◆ Work to complete
Check each line of the material below for "this". Report how many have it, with no other words.

◆ Material provided
----
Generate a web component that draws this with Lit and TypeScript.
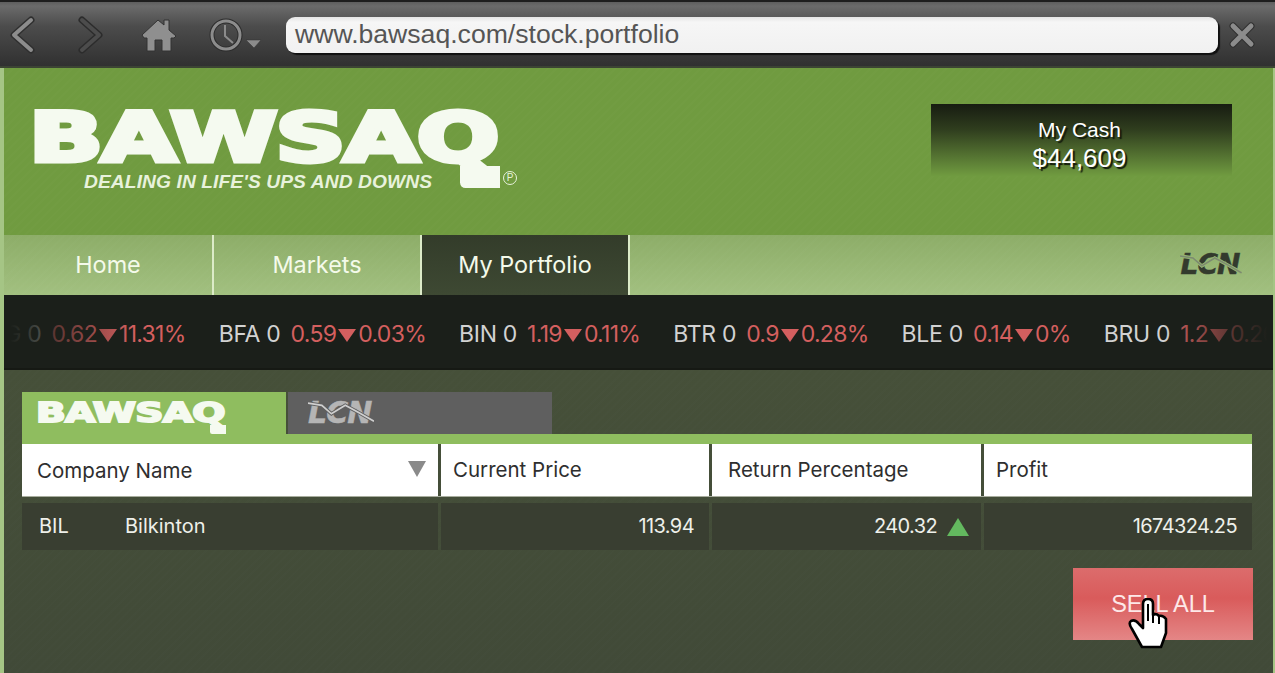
import { LitElement, html, css, svg } from "lit";
import { customElement } from "lit/decorators.js";

const TICKER = [
  { name: "BEG", open: "0", price: "0.62", pct: "11.31%" },
  { name: "BFA", open: "0", price: "0.59", pct: "0.03%" },
  { name: "BIN", open: "0", price: "1.19", pct: "0.11%" },
  { name: "BTR", open: "0", price: "0.9", pct: "0.28%" },
  { name: "BLE", open: "0", price: "0.14", pct: "0%" },
  { name: "BRU", open: "0", price: "1.2", pct: "0.26%" },
];

const LCN_POINTS = "0,3 13,5 22,13 35,5 48,12 62,20";
const lcnLine = svg`
  <polyline class="halo" points=${LCN_POINTS} fill="none" />
  <polyline class="line" points=${LCN_POINTS} fill="none" />
`;

@customElement("app-root")
export class AppRoot extends LitElement {
  static styles = css`
    :host {
      display: block;
      height: 673px;
      overflow: hidden;
      position: relative;
      font-family: "Liberation Sans", Arial, sans-serif;
      background: #a5c585;
    }
    .toolbar {
      height: 68px;
      box-sizing: border-box;
      display: flex;
      align-items: center;
      border-top: 2px solid #1e1e1e;
      background: linear-gradient(#5e5e5e 0, #6b6b6b 4px, #4c4c4c 24px, #3a3a3a 50px, #2f2f2f 66px);
      box-shadow: inset 0 -2px 0 #3c4434;
      padding: 0 20px 0 7px;
    }
    .toolbar svg {
      display: block;
      flex: none;
    }
    .back { margin-right: 38px; }
    .forward { margin-right: 36px; }
    .home { margin-right: 32px; }
    .clock { margin-right: 25px; }
    .address {
      flex: 1;
      height: 36px;
      box-sizing: border-box;
      border-radius: 9px;
      background: linear-gradient(#e4e4e4, #f6f6f6 5px, #f1f1f1);
      box-shadow: 2px 2px 1px #111;
      color: #555;
      font-size: 26.6px;
      line-height: 35px;
      padding-left: 9px;
      white-space: nowrap;
    }
    .close { margin-left: 11px; }
    .page {
      margin: 0 2px 0 4px;
      display: flex;
      flex-direction: column;
      height: 605px;
    }
    .masthead {
      height: 167px;
      box-sizing: border-box;
      display: flex;
      justify-content: space-between;
      padding: 36px 41px 0 30px;
      background:
        repeating-linear-gradient(135deg, rgba(255, 255, 255, 0.012) 0 2px, transparent 2px 6px),
        #709b40;
    }
    .logo {
      position: relative;
      width: 490px;
      height: 88px;
      color: #f5faf0;
      font-size: 68px;
    }
    .mark {
      position: relative;
      display: block;
      width: 7em;
      height: 1.2em;
    }
    .wordmark {
      display: block;
      margin: 0.05em 0 0 -0.07em;
      font-family: "DejaVu Sans", "Liberation Sans", sans-serif;
      font-weight: 700;
      line-height: 0.9;
      white-space: nowrap;
      transform-origin: 0 0;
      transform: scaleX(1.43);
      letter-spacing: -0.02em;
      -webkit-text-stroke: 0.07em currentColor;
    }
    .q-tail {
      position: absolute;
      left: 6.26em;
      top: 0.86em;
      width: 0.59em;
      height: 0.33em;
      background: currentColor;
      border-radius: 0 0 0 0.08em;
    }
    .tagline {
      position: absolute;
      left: 50px;
      top: 67px;
      font-size: 19.2px;
      font-weight: 700;
      font-style: italic;
      letter-spacing: 0.1px;
      white-space: nowrap;
      color: #e8f2dc;
    }
    .reg {
      position: absolute;
      left: 469px;
      top: 67px;
      width: 12px;
      height: 12px;
      border: 1px solid #e8f2dc;
      border-radius: 50%;
      font-size: 10px;
      line-height: 12px;
      text-align: center;
      color: #e8f2dc;
    }
    .cash {
      width: 301px;
      height: 72px;
      box-sizing: border-box;
      padding: 14px 4px 0 0;
      text-align: center;
      color: #fff;
      background: linear-gradient(#171c11, #2f3d1e 35%, #709b40);
      text-shadow: 2px 2px 1px #12180b;
    }
    .cash-label { font-size: 21px; line-height: 24px; }
    .cash-value { font-size: 26px; line-height: 33px; }
    .nav {
      height: 60px;
      display: flex;
      align-items: stretch;
      background:
        repeating-linear-gradient(135deg, rgba(255, 255, 255, 0.012) 0 2px, transparent 2px 6px),
        linear-gradient(#8dad68, #a2c080);
    }
    .nav a {
      width: 208px;
      box-sizing: border-box;
      text-align: center;
      font-family: Inter, "Liberation Sans", sans-serif;
      font-size: 23.4px;
      line-height: 60px;
      color: #f4faea;
      border-right: 2px solid #dcebc8;
    }
    .nav a:first-child { width: 210px; }
    .nav a.active { background: linear-gradient(#333c2a, #3e4933); }
    .nav .lcn {
      margin: 18px 31px 0 auto;
      color: #333a2d;
      --halo: #97b773;
      --line: #7d8a70;
    }
    .lcn {
      position: relative;
      display: block;
      width: 2.2em;
      height: 0.85em;
      font-family: "DejaVu Sans", "Liberation Sans", sans-serif;
      font-size: 28px;
      line-height: 0.85em;
      font-weight: 700;
      font-style: italic;
      letter-spacing: -0.03em;
      -webkit-text-stroke: 0.5px currentColor;
    }
    .lcn svg {
      position: absolute;
      left: 0;
      top: 0;
      width: 100%;
      height: 100%;
    }
    .lcn .halo { stroke: var(--halo); stroke-width: 3.4; }
    .lcn .line { stroke: var(--line); stroke-width: 1.6; }
    .ticker {
      position: relative;
      height: 75px;
      overflow: hidden;
      box-sizing: border-box;
      display: flex;
      align-items: center;
      gap: 33px;
      padding: 4px 0 0;
      background: #1b1f1a;
      border-bottom: 2px solid #161914;
      font-family: Inter, "Liberation Sans", sans-serif;
      font-size: 23px;
      letter-spacing: -0.3px;
      white-space: nowrap;
    }
    .ticker::before,
    .ticker::after {
      content: "";
      position: absolute;
      top: 0;
      bottom: 0;
      z-index: 1;
    }
    .ticker::before {
      left: 0;
      width: 130px;
      background: linear-gradient(90deg, #1b1f1a 5%, rgba(27, 31, 26, 0));
    }
    .ticker::after {
      right: 0;
      width: 110px;
      background: linear-gradient(270deg, #1b1f1a 5%, rgba(27, 31, 26, 0));
    }
    .tick {
      flex: none;
      display: flex;
      align-items: center;
      color: #d2d2d2;
    }
    .tick:first-child { margin-left: -28px; }
    .tick .down {
      color: #d45f5f;
      letter-spacing: -0.7px;
    }
    .tick .price { margin-left: 10px; }
    .arrow {
      width: 0;
      height: 0;
      margin: 3px 2px 0 2px;
      border-left: 9px solid transparent;
      border-right: 9px solid transparent;
      border-top: 13px solid #d45f5f;
    }
    .content {
      flex: 1;
      position: relative;
      box-sizing: border-box;
      padding: 22px 21px 0 18px;
      background:
        repeating-linear-gradient(135deg, rgba(255, 255, 255, 0.008) 0 2px, transparent 2px 6px),
        linear-gradient(#465039, #414a38);
    }
    .tabs {
      display: flex;
      gap: 2px;
      height: 42px;
    }
    .tab {
      width: 264px;
      box-sizing: border-box;
    }
    .tab.on {
      padding: 8px 0 0 16px;
      background: #8fbd5f;
      color: #f5faf0;
      font-size: 27.4px;
    }
    .tab.off {
      background: #5f5f5f;
      padding: 8px 0 0 20px;
      color: #b5b5b5;
    }
    .tab.off .lcn {
      font-size: 30px;
      --halo: #5f5f5f;
      --line: #cfcfcf;
    }
    .strip {
      height: 10px;
      background: #8fbd5f;
    }
    .head,
    .row {
      display: grid;
      grid-template-columns: 416px 268px 269px 268px;
      column-gap: 3px;
    }
    .head {
      height: 53px;
      box-sizing: border-box;
      border-bottom: 1px solid #a8ad9e;
    }
    .head div {
      background: #fff;
      color: #2e2e2e;
      font-family: Inter, "Liberation Sans", sans-serif;
      font-size: 20.5px;
      line-height: 49px;
      padding: 0 0 2px 12px;
      display: flex;
      justify-content: space-between;
      align-items: center;
    }
    .head div:first-child { padding: 1px 12px 1px 15px; }
    .head div:nth-child(3) { padding-left: 16px; }
    .sort {
      width: 0;
      height: 0;
      margin-top: -2px;
      border-left: 9px solid transparent;
      border-right: 9px solid transparent;
      border-top: 16px solid #8a8a8a;
    }
    .row {
      margin-top: 6px;
      height: 47px;
    }
    .row div {
      background: #393e31;
      color: #eef0ea;
      font-family: Inter, "Liberation Sans", sans-serif;
      font-size: 20px;
      letter-spacing: -0.6px;
      line-height: 47px;
      display: flex;
      justify-content: flex-end;
      align-items: center;
      padding-right: 15px;
    }
    .row div:first-child {
      justify-content: flex-start;
      padding-left: 17px;
      letter-spacing: 0;
    }
    .row .sym { width: 86px; }
    .row .up {
      width: 0;
      height: 0;
      margin-left: 10px;
      margin-right: -3px;
      border-left: 11px solid transparent;
      border-right: 11px solid transparent;
      border-bottom: 18px solid #63b95f;
    }
    .actions {
      display: flex;
      justify-content: flex-end;
      margin: 18px -1px 0 0;
    }
    .sell {
      width: 180px;
      height: 72px;
      border: 0;
      padding: 0;
      color: #fde8e8;
      font-family: inherit;
      font-size: 23.5px;
      background: linear-gradient(#dc6c6c, #d95b5b 42%, #e48686 100%);
    }
    .hand {
      position: absolute;
      left: 1123px;
      top: 228px;
    }
  `;

  logo() {
    return html`<span class="mark"><span class="wordmark">BAWSAQ</span><span class="q-tail"></span></span>`;
  }

  lcn() {
    return html`<span class="lcn"
      >LCN
      <svg viewBox="0 0 62 24" preserveAspectRatio="none">${lcnLine}</svg></span
    >`;
  }

  render() {
    return html`
      <div class="toolbar">
        <svg class="back" width="30" height="40" viewBox="0 0 30 40">
          <polyline points="24,5 7,20 24,35" fill="none" stroke="#2f2f2f" stroke-width="7" stroke-linecap="round" stroke-linejoin="round" />
          <polyline points="24,5 7,20 24,35" fill="none" stroke="#8c8c8c" stroke-width="4" stroke-linecap="round" stroke-linejoin="round" />
        </svg>
        <svg class="forward" width="30" height="40" viewBox="0 0 30 40">
          <polyline points="7,5 24,20 7,35" fill="none" stroke="#2c2c2c" stroke-width="7" stroke-linecap="round" stroke-linejoin="round" />
          <polyline points="7,5 24,20 7,35" fill="none" stroke="#4c4c4c" stroke-width="4" stroke-linecap="round" stroke-linejoin="round" />
        </svg>
        <svg class="home" width="36" height="36" viewBox="0 0 36 36">
          <path
            d="M1 18 L17 3 L23 8 V3 H28 V13 L35 19 L33 21 H30 V34 H21 V23 H14 V34 H6 V21 H3 Z"
            fill="#8f8f8f"
            stroke="#333"
            stroke-width="1"
          />
        </svg>
        <svg class="clock" width="52" height="36" viewBox="0 0 52 36">
          <circle cx="17" cy="18" r="14" fill="none" stroke="#2c2c2c" stroke-width="5" />
          <circle cx="17" cy="18" r="14" fill="none" stroke="#8c8c8c" stroke-width="3" />
          <polyline points="16,8 16,19 24,26" fill="none" stroke="#8c8c8c" stroke-width="2" />
          <polygon points="37,23 52,23 45,31" fill="#8c8c8c" stroke="#333" stroke-width="0.5" />
        </svg>
        <div class="address">www.bawsaq.com/stock.portfolio</div>
        <svg class="close" width="26" height="26" viewBox="0 0 26 26">
          <path d="M4 4 L22 22 M22 4 L4 22" stroke="#2f2f2f" stroke-width="7" stroke-linecap="round" />
          <path d="M4 4 L22 22 M22 4 L4 22" stroke="#8c8c8c" stroke-width="5" stroke-linecap="round" />
        </svg>
      </div>
      <div class="page">
        <header class="masthead">
          <div class="logo">
            ${this.logo()}
            <span class="tagline">DEALING IN LIFE'S UPS AND DOWNS</span>
            <span class="reg">P</span>
          </div>
          <div class="cash">
            <div class="cash-label">My Cash</div>
            <div class="cash-value">$44,609</div>
          </div>
        </header>
        <nav class="nav">
          <a>Home</a>
          <a>Markets</a>
          <a class="active">My Portfolio</a>
          ${this.lcn()}
        </nav>
        <div class="ticker">
          ${TICKER.map(
            (t) => html`<div class="tick">
              ${t.name} ${t.open}
              <span class="down price">${t.price}</span><span class="arrow"></span
              ><span class="down">${t.pct}</span>
            </div>`
          )}
        </div>
        <main class="content">
          <div class="tabs">
            <div class="tab on">${this.logo()}</div>
            <div class="tab off">${this.lcn()}</div>
          </div>
          <div class="strip"></div>
          <div class="head">
            <div>Company Name<span class="sort"></span></div>
            <div>Current Price</div>
            <div>Return Percentage</div>
            <div>Profit</div>
          </div>
          <div class="row">
            <div><span class="sym">BIL</span>Bilkinton</div>
            <div>113.94</div>
            <div>240.32<span class="up"></span></div>
            <div>1674324.25</div>
          </div>
          <div class="actions"><button class="sell">SELL ALL</button></div>
          <svg class="hand" width="41" height="52" viewBox="-2 -1 41 52">
            <path
              d="M14 5 Q14 0 19 0 Q24 0 24 5 L24 16 Q27 14 30 17 Q34 16 37 20 L37 34 L32 48 L13 48 L3 30 Q-1 24 2 22 Q6 20 10 25 L14 29 Z"
              fill="#fff"
              stroke="#000"
              stroke-width="2.6"
              stroke-linejoin="round"
            />
            <path d="M19 5 V22 M24 16 V24 M30 17 V25" stroke="#000" stroke-width="2" fill="none" />
          </svg>
        </main>
      </div>
    `;
  }
}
----
◆ Finished task
5